The Blue House has recently decided that it should eliminate a number of news outlets reporting on current issues within the country. Amidst this turmoil in the press pool, I believe the Kitten is the best-fit outlet to do the job. Here is why.
Our team is dedicated to the facts of the nation. We’d be the fastest to predict what is coming next and be the first to start the rumors.
The writers here are personable, so we’d be able to get the scoop on personal inflictions between members of the Blue House. This can lead to the juiciest articles in the press pool.
We have the most resources available at the Kitten, including our football team, the catbus drivers, hearsay from the students and Josh Clemton. These resources can get exclusive interviews with everyone important in sports, city life and breaking news.
In the press pool, the other outlets focus on personal benefits, but here at The Kitten, we take pride in doing what is best for the people. Our first article would be for the Blue House to give us funding for more parking on Clemson’s campus. We need more parking over the roads being fixed.

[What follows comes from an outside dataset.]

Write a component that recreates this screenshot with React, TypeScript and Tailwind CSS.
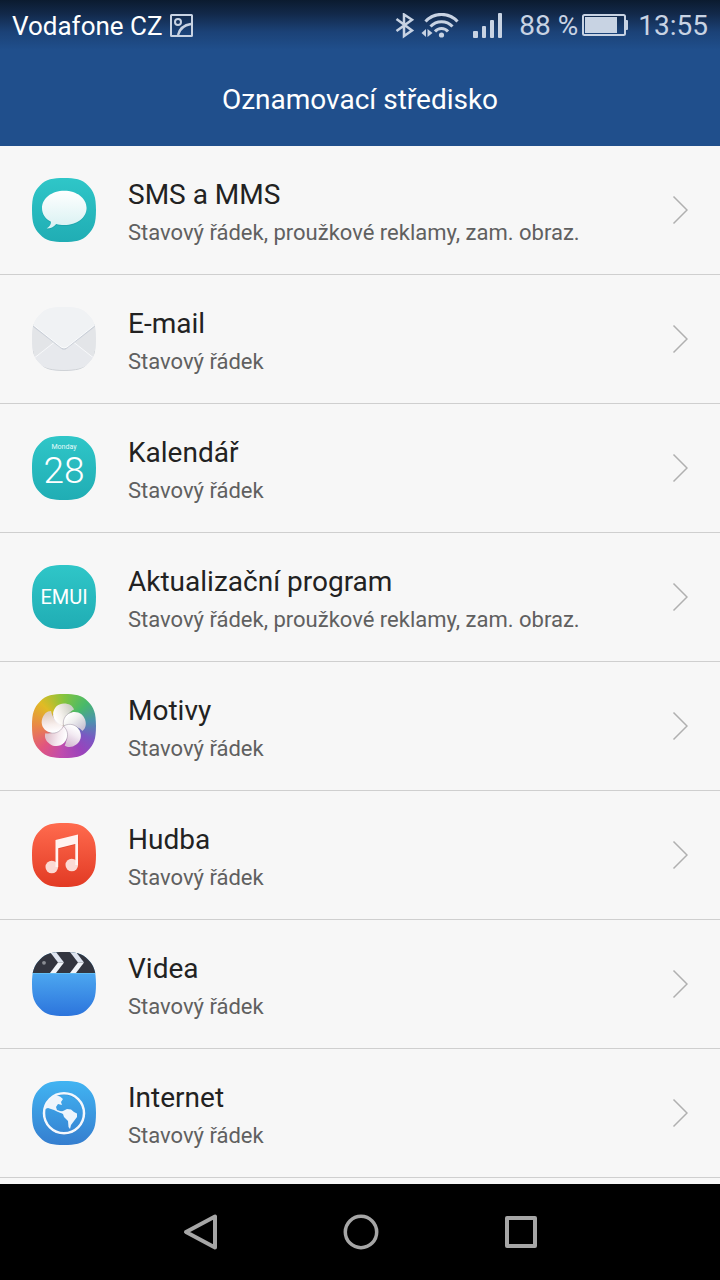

When making us the sole news outlet in the press pool, we could take over the Daily Cock-a-Doodle. This would end the debate over who is the best in South Carolina.
Our paper is also extremely popular, and we would do the Blue House a favor by presenting their information to our viewers. The breaking news mainly happens in South Carolina anyway, so we can be there at the drop of a hat.
This job would also be very rigorous, but we at The Kitten take our jobs very seriously, even though we are unpaid (which is not a joke but feels like one).
By getting rid of every other newspaper and keeping The Kitten, the people would be entertained, informed and hopeful. This would be the best move for the Blue House.
This satirical article is part of The Tiger’s April Fool’s edition, The Kitten. This story was written for comedic purposes and has no verifiable truth to it.